Others were more appreciative towards the song. Ryan Fish of The Hollywood Reporter regarded the song as Swift's "catchy" approach to the concept of "Get Him Back!", and Business Insiders Callie Ahlgrim recommended it for listening. In Billboard, Jason Lipshutz described its production as dainty and "shuddering" where Swift confidently sings her intentions. Bootle considered the line comparing Swift to an Aston Martin one of the best metaphors from the double album, while Neil McCormick from The Daily Telegraph said that it was among The Anthologys "memorable lines that could make an ex wince".

== Personnel ==
Credits are adapted from the liner notes of The Tortured Poets Department: The Anthology.

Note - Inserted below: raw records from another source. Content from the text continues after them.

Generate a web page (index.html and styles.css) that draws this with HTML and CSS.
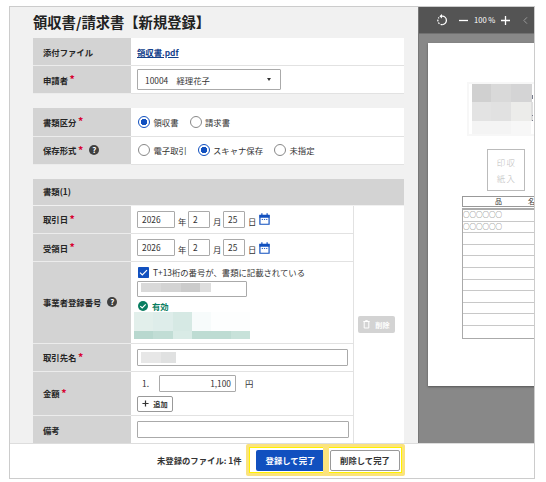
FILE: index.html
```html
<!DOCTYPE html>
<html lang="ja">
<head>
<meta charset="utf-8">
<title>領収書/請求書【新規登録】</title>
<link rel="stylesheet" href="styles.css">
</head>
<body>
<div class="window">
  <div class="main">
    <div class="form">
      <h1>領収書/請求書【新規登録】</h1>
      <section class="card">
        <div class="row"><div class="label">添付ファイル</div><div class="field"><a class="link">領収書.pdf</a></div></div>
        <div class="row"><div class="label">申請者<i>*</i></div><div class="field"><div class="select"><span>10004　経理花子</span><b class="caret"></b></div></div></div>
      </section>
      <section class="card second">
        <div class="row"><div class="label">書類区分<i>*</i></div><div class="field radios"><span class="radio on"></span><span class="opt kind">領収書</span><span class="radio"></span><span class="opt">請求書</span></div></div>
        <div class="row"><div class="label">保存形式<i>*</i><span class="help">?</span></div><div class="field radios"><span class="radio"></span><span class="opt save">電子取引</span><span class="radio on"></span><span class="opt scan">スキャナ保存</span><span class="radio"></span><span class="opt">未指定</span></div></div>
      </section>
      <section class="docs">
        <div class="head">書類(1)</div>
        <div class="docbody">
          <div class="rows">
            <div class="row"><div class="label">取引日<i>*</i></div><div class="field date"><span class="box year">2026</span><em>年</em><span class="box num">2</span><em>月</em><span class="box num">25</span><em>日</em><svg class="cal" viewBox="0 0 12 13"><path d="M1 2.5h10v9.7H1z" fill="none" stroke="#1150bf" stroke-width="1.3"/><path d="M.5 2h11v3H.5zM2.5.3h1.3V3H2.5zM8.2.3h1.3V3H8.2z" fill="#1150bf"/><path d="M3 7h1.3M5.4 7h1.3M7.8 7h1.3" stroke="#1150bf"/></svg></div></div>
            <div class="row"><div class="label">受領日<i>*</i></div><div class="field date"><span class="box year">2026</span><em>年</em><span class="box num">2</span><em>月</em><span class="box num">25</span><em>日</em><svg class="cal" viewBox="0 0 12 13"><path d="M1 2.5h10v9.7H1z" fill="none" stroke="#1150bf" stroke-width="1.3"/><path d="M.5 2h11v3H.5zM2.5.3h1.3V3H2.5zM8.2.3h1.3V3H8.2z" fill="#1150bf"/><path d="M3 7h1.3M5.4 7h1.3M7.8 7h1.3" stroke="#1150bf"/></svg></div></div>
            <div class="row reg"><div class="label">事業者登録番号<span class="help">?</span></div><div class="field stack">
              <div class="check"><svg viewBox="0 0 11 11"><rect width="11" height="11" rx=".8" fill="#1150bf"/><path d="M2 5.6l2.3 2.3L9 3.2" fill="none" stroke="#fff" stroke-width="1.2"/></svg>T+13桁の番号が、書類に記載されている</div>
              <div class="box regno"><svg class="mask" viewBox="0 0 70 9"><path fill="#d9d9d9" d="M0 0h70v9H0z"/><path fill="#d3d3d3" d="M20 0h20v9H20z"/><path fill="#cbcbcb" d="M40 0h19v9H40z"/><path fill="#dedede" d="M59 0h11v9H59z"/></svg></div>
              <div class="valid"><svg viewBox="0 0 10 10"><circle cx="5" cy="5" r="5" fill="#087d60"/><path d="M2.3 5.1l1.9 1.9 3.5-3.6" fill="none" stroke="#fff" stroke-width="1.2"/></svg>有効</div>
              <svg class="mosaic" viewBox="0 0 116 27"><path fill="#e2efeb" d="M0 0h19v19H0z"/><path fill="#deedea" d="M19 0h20v19H19z"/><path fill="#d6e9e4" d="M39 0h19v19H39z"/><path fill="#f7fbfb" d="M58 0h19v19H58z"/><path fill="#fdfefe" d="M77 0h39v19H77z"/><path fill="#b8d8cf" d="M0 19h19v8H0z"/><path fill="#c1ddd5" d="M19 19h20v8H19z"/><path fill="#d9ebe6" d="M39 19h19v8H39z"/><path fill="#bedcd3" d="M58 19h39v8H58z"/><path fill="#c8e2da" d="M97 19h19v8H97z"/></svg>
            </div></div>
            <div class="row"><div class="label">取引先名<i>*</i></div><div class="field"><div class="box partner"><svg class="mask" viewBox="0 0 35 11"><path fill="#e7e7e7" d="M0 0h20v11H0z"/><path fill="#e0e1e1" d="M20 0h15v11H20z"/></svg></div></div></div>
            <div class="row money"><div class="label">金額<i>*</i></div><div class="field stack"><div class="amount"><span class="no">1.</span><span class="box value">1,100</span><span>円</span></div><div class="add"><svg viewBox="0 0 8 8"><path d="M4 .5v7M.5 4h7" stroke="#333" stroke-width="1.4"/></svg>追加</div></div></div>
            <div class="row last"><div class="label">備考</div><div class="field"><div class="box note"></div></div></div>
          </div>
          <div class="actions"><div class="delete"><svg viewBox="0 0 7 9"><path d="M1.2 2v6h4.6V2M.3 1.5h6.4M2.3.6h2.4" fill="none" stroke="#fff"/></svg>削除</div></div>
        </div>
      </section>
    </div>
    <div class="viewer">
      <div class="toolbar">
        <svg class="rotate" viewBox="0 0 12 12"><g fill="none" stroke="#fff" stroke-width="1.3"><path d="M5 2.2h1.2a4.2 4.2 0 0 1 0 8.4"/><path d="M6.2 10.6A4.2 4.2 0 0 1 3 3.5" stroke-dasharray="1.6 1.3"/></g><path d="M6 .0v4.6L3.4 2.3z" fill="#fff"/></svg>
        <svg class="minus" viewBox="0 0 9 9"><path d="M0 4.5h9" stroke="#fff" stroke-width="1.3"/></svg>
        <span class="zoom">100 %</span>
        <svg class="plus" viewBox="0 0 9 9"><path d="M0 4.5h9M4.5 0v9" stroke="#fff" stroke-width="1.3"/></svg>
        <svg class="prev" viewBox="0 0 5 7"><path d="M4 .3L.9 3.5 4 6.7" fill="none" stroke="#999"/></svg>
      </div>
      <div class="paper">
        <svg class="hidden-info" viewBox="0 0 67 54"><path fill="#f7f7f7" d="M0 0h67v54H0z"/><path fill="#fff" d="M2 2h65v50H2z"/><path fill="#d0d0d0" d="M5 2h19v18H5z"/><path fill="#d9d9d9" d="M24 2h20v18H24z"/><path fill="#d4d4d5" d="M44 2h21v18H44z"/><path fill="#e3e3e3" d="M5 20h19v19H5z"/><path fill="#e1e1e1" d="M24 20h20v19H24z"/><path fill="#ececea" d="M44 20h20v19H44z"/><path fill="#dedede" d="M64 20h2v19h-2z"/><path fill="#f4f4f4" d="M5 39h39v13H5z"/><path fill="#f7f7f7" d="M44 39h20v13H44z"/><path fill="#777b8b" d="M65 13h1v4h-1zM65 33h1v1h-1zM65 38h1v1h-1z"/></svg>
        <div class="stamp"><span>印収</span><span>紙入</span></div>
        <div class="thead"><span>品</span><span>名</span></div>
        <div class="tbody"><div>○○○○○○</div><div>○○○○○○</div><div></div><div></div><div></div><div></div><div></div><div></div><div></div><div></div><div></div></div>
      </div>
    </div>
  </div>
  <footer>
    <span class="count">未登録のファイル: 1件</span>
    <div class="marked"><div class="mark first"><div class="submit">登録して完了</div></div><div class="mark"><div class="remove">削除して完了</div></div></div>
  </footer>
</div>
</body>
</html>
```

FILE: styles.css
```css
* { box-sizing: border-box; }
body { margin: 0; width: 546px; height: 482px; padding: 6px 0 0 9px; background: #fff; color: #333; font: 8.35px/12px "Noto Sans CJK JP", "Noto Sans", sans-serif; white-space: nowrap; overflow: hidden; }
svg { display: block; flex: none; }
.window { width: 526px; height: 473px; border: 1px solid #ccc; display: flex; flex-direction: column; }
.main { height: 436px; display: flex; }
.form { width: 408px; padding: 0 0 0 23px; background: #f1f1f1; }
h1 { margin: 0; height: 31px; font-size: 14.3px; line-height: 30px; font-weight: 700; color: #222; }
.card, .docs { width: 371px; }
.second { margin: 14px 0; }
.row { height: 28.2px; display: flex; border-bottom: 1px solid #e2e2e2; background: #fff; }
.label { width: 98px; margin-right: 1px; padding-left: 10px; background: #d3d3d3; box-shadow: 0 1px #ececec; display: flex; align-items: center; font-weight: 700; color: #252525; }
.label i { font-style: normal; color: #d8002f; margin: -1px 0 0 1.5px; font-size: 10.5px; }
.help { width: 10px; height: 10px; margin-left: 6px; border-radius: 50%; background: #404040; color: #fff; font-size: 8px; line-height: 10px; text-align: center; }
.field { flex: 1; padding-left: 5px; display: flex; align-items: center; }
.link { color: #14418b; font-weight: 700; text-decoration: underline; }
.select { width: 144px; height: 21px; border: 1px solid #aaa; border-radius: 1px; padding: 0 9px 0 7px; display: flex; align-items: center; justify-content: space-between; }
.caret { border: 2.5px solid transparent; border-top: 3px solid #333; border-bottom: 0; }
.radios { padding-left: 6px; }
.radio { width: 12px; height: 12px; border: 1px solid #888; border-radius: 50%; flex: none; }
.radio.on { border: 1.3px solid #1150bf; background: radial-gradient(circle, #1150bf 2.9px, #fff 3.5px); }
.opt { margin-left: 3.5px; }
.kind { width: 36px; }
.save { width: 44px; }
.scan { width: 61px; }
.head { height: 26px; margin-bottom: 1px; padding-left: 10px; line-height: 25px; font-weight: 700; background: #d3d3d3; color: #252525; }
.docbody { display: flex; background: #fff; }
.rows { width: 320px; }
.actions { flex: 1; border-left: 1px solid #e2e2e2; display: flex; align-items: center; padding-left: 4px; }
.delete { width: 37px; height: 17px; border-radius: 2px; background: #d3d3d3; color: #fff; display: flex; align-items: center; justify-content: center; font-size: 7.2px; font-weight: 700; gap: 5px; }
.delete svg { width: 7px; height: 9px; }
.box { height: 17px; border: 1px solid #aaa; border-radius: 1px; background: #fff; display: flex; align-items: center; padding: 0 4px; }
.date .box { padding-bottom: 1px; }
.year { width: 38px; }
.num { width: 22px; }
.date em { font-style: normal; width: 8px; margin: 3px 2px 0 3px; }
.cal { width: 11px; height: 12px; margin-left: 1px; }
.reg { height: 81.6px; }
.stack { display: block; }
.check { display: flex; align-items: center; gap: 4px; height: 12px; margin: 4px 0 3px 1px; }
.check svg { width: 11px; height: 11px; }
.regno { width: 110px; height: 16px; padding: 0 0 3px 3px; }
.regno .mask { width: 70px; height: 9px; }
.valid { display: flex; align-items: center; gap: 4px; height: 12px; margin: 2.5px 0 0 1px; font-weight: 700; color: #087d60; }
.valid svg { width: 10px; height: 10px; }
.mosaic { width: 116px; height: 27px; margin-left: -3px; }
.partner { width: 211px; padding-left: 3px; }
.partner .mask { width: 35px; height: 11px; }
.money { height: 44px; }
.amount { display: flex; align-items: center; margin: 3px 0 4px; }
.no { width: 22px; padding-left: 5px; }
.value { width: 77px; margin-right: 9px; justify-content: flex-end; }
.add { width: 36px; height: 16px; border: 1px solid #999; border-radius: 2px; display: flex; align-items: center; justify-content: center; gap: 4px; font-size: 7.2px; font-weight: 700; }
.add svg { width: 7px; height: 7px; }
.last { height: 27.8px; border-bottom: 0; }
.note { width: 212px; }
.viewer { flex: 1; min-width: 0; background: #888; overflow: hidden; border-left: 1px solid #777; }
.toolbar { height: 27px; background: #545454; border-bottom: 1px solid #707070; color: #fff; display: flex; align-items: center; }
.rotate { width: 12px; height: 12px; margin-left: 17px; }
.minus { width: 9px; height: 9px; margin-left: 11px; }
.zoom { width: 21px; margin: 0 6px; font-size: 7.6px; }
.plus { width: 9px; height: 9px; }
.prev { width: 5px; height: 7px; margin-left: 13px; }
.paper { width: 110px; height: 343px; margin: 9px 0 0 9px; padding: 39px 0 0 34px; background: #fff; box-shadow: 0 1px 2px #555; }
.hidden-info { width: 67px; height: 54px; margin-left: 5px; }
.stamp { width: 38px; height: 42px; margin: 13px 0 5px 25px; border: 1.5px solid #bbb; display: flex; flex-direction: column; align-items: center; gap: 4px; padding: 6px 0 0 1px; color: #bbb; font: 300 8.5px/12px "Noto Sans CJK JP", sans-serif; letter-spacing: 1.2px; }
.thead { width: 80px; height: 11px; border: 1px solid #999; padding-left: 32px; font-size: 7px; line-height: 8px; display: flex; gap: 26px; }
.tbody { width: 80px; margin-top: 1px; border: 1px solid #aaa; border-top-width: 2px; }
.tbody div { height: 11.6px; border-bottom: 1px solid #c8c8c8; font-size: 6.5px; line-height: 9px; color: #555; }
.tbody div:last-child { border: 0; }
footer { height: 35px; border-top: 1px solid #ddd; background: #fff; display: flex; }
.count { width: 89px; margin-left: 147px; line-height: 33px; font-weight: 600; }
.marked { display: flex; width: 159px; height: 32px; margin-top: 0; background: #fbe37d; border-radius: 2px; padding: 3px; }
.mark { height: 26px; border: 1px solid #fff100; background: #fff; flex: 1; padding: 2px 0 0 1px; }
.mark.first { flex: none; width: 74px; border-right: 0; margin-right: 6px; padding-left: 6px; }
.mark:last-child { border-left: 0; }
.submit, .remove { height: 21px; line-height: 20px; text-align: center; font-weight: 700; border-radius: 2px; }
.submit { background: #1150bf; color: #fff; border-radius: 2px 0 0 2px; padding-left: 2px; }
.remove { width: 70px; border: 1px solid #999; line-height: 18px; }
```
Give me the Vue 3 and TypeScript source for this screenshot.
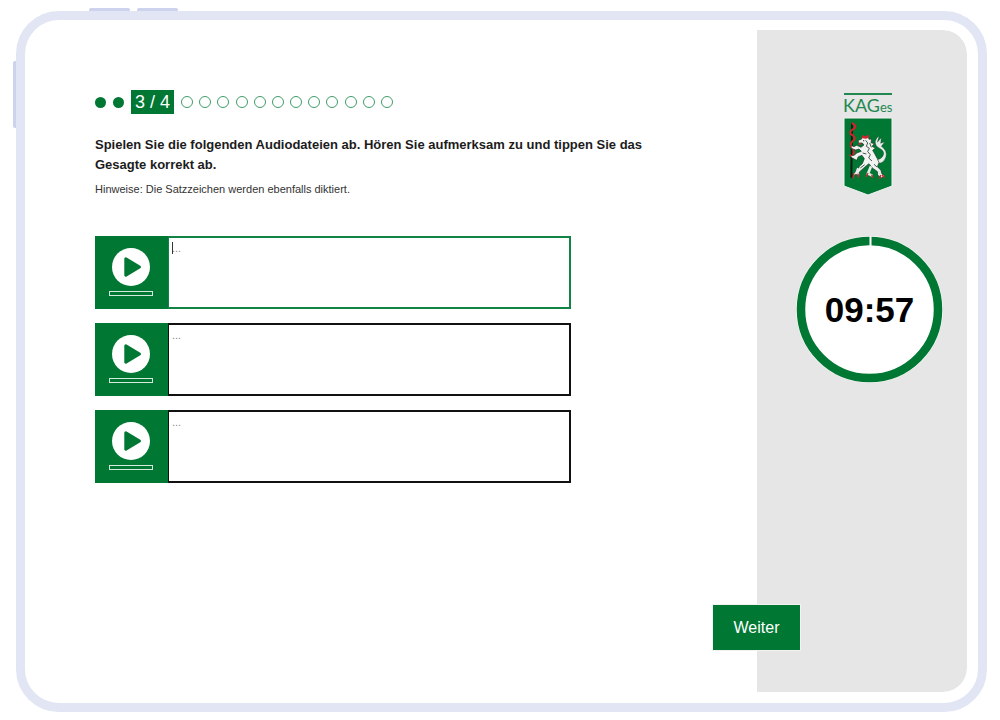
<script setup lang="ts">
import { ref } from 'vue'

interface Clip {
  id: number
  text: string
  active: boolean
}

const done = 2
const remaining = 12
const clips = ref<Clip[]>([
  { id: 1, text: '', active: true },
  { id: 2, text: '', active: false },
  { id: 3, text: '', active: false },
])
</script>

<template>
  <div class="page">
    <div class="device">
      <span class="key key-a"></span>
      <span class="key key-b"></span>
      <span class="key key-side"></span>

      <div class="screen">
        <main class="content">
          <div class="steps">
            <span v-for="n in done" :key="n" class="dot full"></span>
            <span class="current">3 / 4</span>
            <div class="open">
              <span v-for="n in remaining" :key="n" class="dot"></span>
            </div>
          </div>

          <h1>Spielen Sie die folgenden Audiodateien ab. Hören Sie aufmerksam zu und tippen Sie das Gesagte korrekt ab.</h1>
          <p class="hint">Hinweise: Die Satzzeichen werden ebenfalls diktiert.</p>

          <div class="clips">
            <div v-for="clip in clips" :key="clip.id" class="clip" :class="{ active: clip.active }">
              <button type="button" class="play" :aria-label="`Audio ${clip.id} abspielen`">
                <svg width="38" height="38" viewBox="0 0 38 38" aria-hidden="true">
                  <circle cx="19" cy="19" r="19" fill="#fff" />
                  <path d="M13.8 10.8 L27.5 19 L13.8 27.2 Z" fill="#007833" stroke="#007833" stroke-width="3" stroke-linejoin="round" />
                </svg>
                <span class="track"></span>
              </button>
              <textarea v-model="clip.text" placeholder="..." :aria-label="`Text zu Audio ${clip.id}`"></textarea>
              <span v-if="clip.active" class="caret"></span>
            </div>
          </div>
        </main>

        <aside class="side">
          <svg class="logo" width="50" height="104" viewBox="0 0 50 104" role="img" aria-label="KAGes">
            <rect x="1" y="0" width="48" height="2" fill="#23884f" />
            <text x="0" y="19" class="brand">KAG<tspan class="brand-small">es</tspan></text>
            <path d="M1 25 H49 V93 L25 102 L1 93 Z" fill="#007833" stroke="#f3f3f3" stroke-width="1" />
            <g transform="translate(-8 -8) scale(0.3333)">
              <path d="M51 114 L49 278" stroke="#121a14" stroke-width="6" fill="none" />
              <path d="M50 114 Q68 123 57 131 Q42 139 47 147 Q65 156 56 166 Q43 176 49 185 Q61 196 54 209" stroke="#d3222a" stroke-width="6" fill="none" />
              <path d="M116 221 Q135 228 144 213 Q151 200 136 191 Q119 183 121 169 Q122 160 132 153 L127 172 L139 158 L137 175 L149 171 L139 184 Q157 196 153 215 Q146 239 120 234 Z" fill="#e9eeea" stroke="#26342b" stroke-width="1" />
              <path d="M79 163 L84 151 L91 158 L99 151 L102 163 L110 162 L108 173 L118 176 L111 184 L121 190 L113 196 L119 206 L127 221 L132 233 L127 245 L137 255 L141 267 L149 273 L139 278 L129 271 L128 260 L112 249 L102 236 L94 242 L83 252 L73 261 L73 272 L62 268 L53 275 L57 263 L67 259 L73 244 L82 236 L88 221 L81 211 L70 215 L65 226 L52 219 L45 212 L58 211 L65 204 L79 199 L72 192 L62 195 L49 190 L47 181 L57 185 L65 181 L78 187 L87 180 L82 174 L70 174 L70 166 Z" fill="#f1f4f1" stroke="#26342b" stroke-width="2" />
              <path d="M92 166 L98 174 L94 184 L103 190 L98 200 L106 209 L101 219 L111 228 M104 174 L109 187 M76 249 L89 239 M83 204 L94 207 M117 238 L126 246" stroke="#47564c" stroke-width="3" fill="none" />
              <path d="M70 250 L64 266 M132 257 L134 270 M108 244 L99 266 L112 272" stroke="#e7ece8" stroke-width="8" fill="none" />
              <path d="M79 159 L83 151 L91 154 L100 149 L102 158 L92 161 Z M71 173 L82 177 L71 180 Z" fill="#cf2630" />
              <path d="M43 210 L51 213 M45 183 L50 187 M57 265 L55 280 M69 266 L70 278 M99 264 L93 276 M110 269 L113 279 M137 270 L134 282 M141 270 L149 278" stroke="#cf2630" stroke-width="4" fill="none" />
              <circle cx="86" cy="167" r="2" fill="#26342b" />
            </g>
          </svg>

          <div class="timer" role="timer">
            <svg width="147" height="147" viewBox="0 0 147 147" aria-hidden="true">
              <circle cx="73.5" cy="73.5" r="73.5" fill="#fff" opacity="0.7" />
              <circle cx="73.5" cy="73.5" r="68.5" fill="#fff" stroke="#007833" stroke-width="8.5" />
              <path d="M74.5 0 V11" stroke="#fff" stroke-width="2" />
            </svg>
            <span class="time">09:57</span>
          </div>
        </aside>

        <button type="button" class="next">Weiter</button>
      </div>
    </div>
  </div>
</template>

<style>
html,
body {
  background: #fff;
}
</style>

<style scoped>
.page {
  box-sizing: border-box;
  min-height: 100vh;
  padding: 11px 13px 8px 16px;
  display: flex;
  font-family: "Liberation Sans", Arial, sans-serif;
  color: #1c1c1c;
}

.device {
  position: relative;
  box-sizing: border-box;
  flex: 1;
  display: flex;
  padding: 10px 11px 11px;
  border: 9px solid #e1e5f4;
  border-radius: 43px;
}

.key {
  position: absolute;
  background: #cdd3ec;
}

.key-a,
.key-b {
  top: -12px;
  height: 3px;
  width: 41px;
  border-radius: 2px 2px 0 0;
}

.key-a {
  left: 64px;
}

.key-b {
  left: 112px;
}

.key-side {
  left: -12px;
  top: 41px;
  width: 3px;
  height: 67px;
  border-radius: 2px 0 0 2px;
}

.screen {
  position: relative;
  flex: 1;
  display: flex;
  border-radius: 24px;
  overflow: hidden;
}

.content {
  flex: 1;
  padding: 60px 100px 0 59px;
}

.steps {
  display: flex;
  align-items: center;
  gap: 7px;
}

.dot {
  box-sizing: border-box;
  width: 12px;
  height: 12px;
  border: 1px solid #3f9c69;
  border-radius: 50%;
}

.dot.full {
  width: 11px;
  height: 11px;
  border: 0;
  background: #007833;
}

.current {
  width: 43px;
  background: #007833;
  color: #fff;
  font-size: 18px;
  line-height: 24px;
  text-align: center;
  white-space: nowrap;
}

.open {
  display: flex;
  justify-content: space-between;
  width: 212px;
}

h1 {
  margin: 21px 0 0;
  font-size: 13px;
  line-height: 20px;
  font-weight: 700;
}

.hint {
  margin: 6px 0 0;
  font-size: 11px;
  line-height: 16px;
  color: #333;
}

.clips {
  display: flex;
  flex-direction: column;
  gap: 14px;
  margin-top: 39px;
}

.clip {
  position: relative;
  display: flex;
  max-width: 476px;
  height: 73px;
}

.play {
  width: 73px;
  padding: 0 2px 2px 0;
  border: 0;
  background: #007833;
  display: flex;
  flex-direction: column;
  align-items: center;
  justify-content: center;
  gap: 5px;
}

.play svg {
  display: block;
}

.track {
  box-sizing: border-box;
  width: 44px;
  height: 5px;
  border: 1px solid #d5e9dc;
}

textarea {
  box-sizing: border-box;
  flex: 1;
  min-width: 0;
  margin: 0;
  padding: 4px 3px;
  border: 2px solid #111;
  border-left-width: 1px;
  border-radius: 0;
  background: #fff;
  outline: none;
  resize: none;
  font-family: inherit;
  font-size: 11px;
  line-height: 12px;
  color: #333;
}

textarea::placeholder {
  color: #888;
  opacity: 1;
}

.active textarea {
  border-color: #118345;
}

.caret {
  position: absolute;
  left: 77px;
  top: 6px;
  width: 1px;
  height: 12px;
  background: #333;
}

.side {
  box-sizing: border-box;
  width: 210px;
  padding: 63px 0 0 15px;
  background: #e6e6e6;
  border-radius: 0 24px 24px 0;
  display: flex;
  flex-direction: column;
  align-items: center;
}

.logo {
  margin-right: 4px;
}

.brand {
  font-family: Lato, "Liberation Sans", sans-serif;
  font-weight: 400;
  font-size: 18px;
  fill: #23884f;
}

.brand-small {
  font-size: 13px;
}

.timer {
  display: grid;
  place-items: center;
  margin-top: 39px;
}

.timer svg,
.time {
  grid-area: 1 / 1;
}

.timer svg {
  display: block;
}

.time {
  font-size: 35px;
  line-height: 40px;
  font-weight: 700;
  color: #000;
}

.next {
  position: absolute;
  right: 167px;
  bottom: 42px;
  width: 87px;
  height: 45px;
  padding: 0;
  border: 0;
  background: #007833;
  box-shadow: 0 0 0 1px #f2f2f2;
  color: #fff;
  font-family: inherit;
  font-size: 16px;
}
</style>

- Taylor Swift – lead vocals, songwriting, production
- Jack Antonoff – songwriting, production, programming, acoustic guitars, drums, Juno 60, M1 keyboard, percussion, piano, Prophet 5
- Jack Manning – piano, engineering assistance
- Bryce Bordone – engineering
- Joey Miller – engineering assistance
- Jozef Caldwell – engineering assistance
- Laura Sisk – recording
- Oli Jacobs – recording
- Serban Ghenea – mixing
- Ryan Smith – vinyl mastering

== Charts ==

| Chart (2024) | Peak position |
|---|---|
| Australia (ARIA) | 23 |
| Canada Hot 100 (Billboard) | 29 |
| Global 200 (Billboard) | 28 |
| Greece International (IFPI) | 62 |
| New Zealand (Recorded Music NZ) | 30 |
| Portugal (AFP) | 70 |
| Sweden Heatseeker (Sverigetopplistan) | 3 |
| Swiss Streaming (Schweizer Hitparade) | 99 |
| UK Singles Sales (OCC) | 61 |
| UK Streaming (OCC) | 32 |
| US Billboard Hot 100 | 26 |

== Certifications ==

Certifications for "Imgonnagetyouback"
| Region | Certification | Certified units/sales |
| Australia (ARIA) | Gold | 35,000^{‡} |
| Brazil (Pro-Música Brasil) | Platinum | 40,000^{‡} |
| New Zealand (RMNZ) | Gold | 15,000^{‡} |
| United Kingdom (BPI) | Silver | 200,000^{‡} |
^{‡} Sales+streaming figures based on certification alone.